The total credit portfolio closed December at R$ 262.3 billion ($49.8B), growing 6.2% in the quarter and 18.3% over the year. BTG emphasized that despite the rapid expansion, spreads remained stable and asset quality stayed high — a critical achievement in a cycle where many Brazilian lenders have seen deteriorating credit metrics.
As of 3Q25, total assets stood at R$ 685 billion ($130B) with shareholders’ equity of R$ 65.6 billion ($12.4B). The Basel ratio was 15.5%, down from 16.2% in the prior period, reflecting growth in risk-weighted assets. The liquidity coverage ratio was a robust 168.5%, well above regulatory minimums.
Headcount reached 9,367 employees as of 3Q25, a 23% increase year-on-year, underscoring the pace of operational build-out and recent inorganic moves including the incorporation of Banco Pan, which formally delisted from the B3 in late 2025.
BTG struck a confident tone in its earnings release, stating it remains “well-positioned to sustain ROAE above 25%, creating long-term value for stakeholders.” The bank pointed to the resilience of its diversified business model, which allowed it to post record results even as the Selic approached 15%.
The emphasis on client platform scalability was a recurring theme. Management noted that the “continuous gain in scale” across client-facing businesses was the main engine behind sustaining strong growth despite macro headwinds — signaling that the flywheel of asset gathering, cross-selling, and balance-sheet deployment continues to accelerate.
On the expansion front, the Banco Pan incorporation, the JGP Wealth Management acquisition, the HSBC Uruguay deal, and the launch of BTG Pay all point to a strategy simultaneously deepening the domestic franchise and widening the Latin American footprint.
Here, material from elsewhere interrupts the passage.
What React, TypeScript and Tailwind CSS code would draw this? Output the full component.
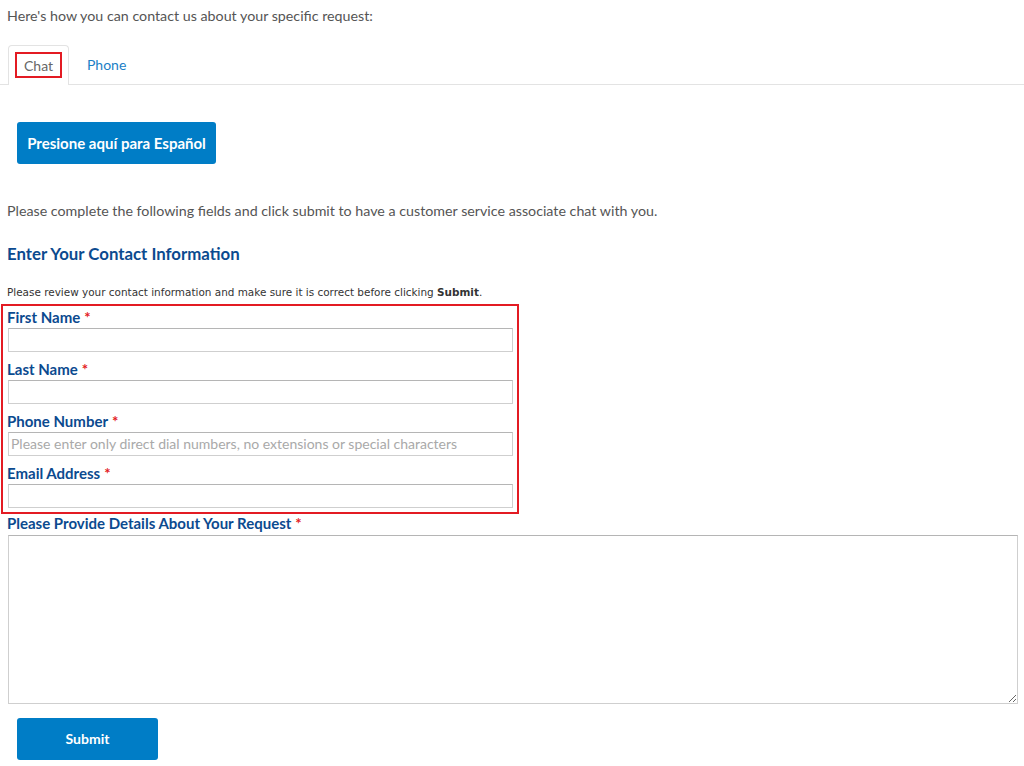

The biggest question heading into 2026 is whether BTG can sustain profitability this high if the Selic starts to come down. A rate-cutting cycle could be a double-edged sword: it would boost market activity and capital-markets revenues but compress net interest margin on the large lending book. How BTG navigates this transition will be a defining test.
Credit quality bears close monitoring. The bank has so far avoided the asset-quality slippage that has hit peers — most notably Banco do Brasil — but a R$ 262 billion ($49.7B) portfolio growing at 18% per year in a stressed macro environment warrants ongoing scrutiny. The PME segment, while still mostly collateralized, is inherently higher-risk than the corporate book.
On the buy side, the stock trades at roughly 15.9x trailing P/E and has rallied 91% over the past twelve months. XP recently upgraded BPAC11 to Buy with a R$ 63 ($12) price target for end-2026, while Safra maintains Buy and Citi has a R$ 47 ($8.90) target. With 10 of 12 analysts on a Buy rating, the consensus is bullish — but the valuation already prices in significant execution continuity.
| Metric | 4Q25 | 4Q24 | Change |
| Adj. Net Income | R$ 4.59B ($871M) | R$ 3.27B ($620M) | +40.3% |
| Total Revenue | R$ 9.09B ($1.72B) | R$ 6.73B ($1.28B) | +35.1% |
| ROAE (Quarter) | 27.6% | 23.0% | +4.6 pp |
| Corporate Lending Rev. | R$ 2.23B ($423M) | R$ 1.82B ($345M) | +22.3% |
| Sales & Trading Rev. | R$ 2.01B ($381M) | R$ 1.55B ($294M) | +29.7% |
| Investment Banking Rev. | R$ 692M ($131M) | R$ 510M ($97M) | +35.8% |
| Credit Portfolio | R$ 262.3B ($49.8B) | R$ 221.6B ($42.0B) | +18.3% |
| AuM/WuM Combined | R$ 2.5T ($474B) | R$ 1.9T ($361B) | +31.6% |
| Total OpEx | R$ 3.6B ($683M) | R$ 2.87B ($545M) | +26.0% |
| FY2025 Net Income | R$ 16.68B ($3.17B) | +35.0% | |
| Bank | Ticker | 4Q25 ROE | Status |
| BTG Pactual | BPAC11 | 27.6% | Record year |
| Itaú Unibanco | ITUB4 | 24.4% | Above 20% |
| Santander Brasil | SANB11 | 17.6% | Below 20% |
| Bradesco | BBDC4 | 15.0% | Recovering |
| Banco do Brasil | BBAS3 | — | Deteriorating |
Source: Company filings, Money Times, Seu Dinheiro. BB figures pending 4Q25 release.
BTG’s 2025 performance stands out against the backdrop of a widening profitability gap in the Brazilian banking sector. While the bank posted ROAE of 26.9% for the year, the industry average hovered well below 20%, weighed down by rising consumer delinquencies and the agribusiness provisions that hammered Banco do Brasil.
The diversified model — spanning investment banking, trading, corporate and SME lending, asset management, and wealth management — has proven remarkably resilient to rate shocks. Where traditional retail banks face margin compression as rates rise, BTG’s revenue mix benefits from higher trading volumes, stronger demand for fixed-income products, and the natural tailwind of a larger balance sheet earning elevated carry.
The competitive landscape is shifting in BTG’s favor. The Banco Pan incorporation adds a full retail and digital banking platform. The Latin American push into Peru, Uruguay, and potentially Mexico positions the bank for geographic diversification at a time when peers remain domestically focused. With combined AuM/WuM at R$ 2.5 trillion ($474B) growing at 30%+ annually, the franchise is building the kind of recurring-revenue base that could support sustained high returns even if any single business line faces cyclical pressure.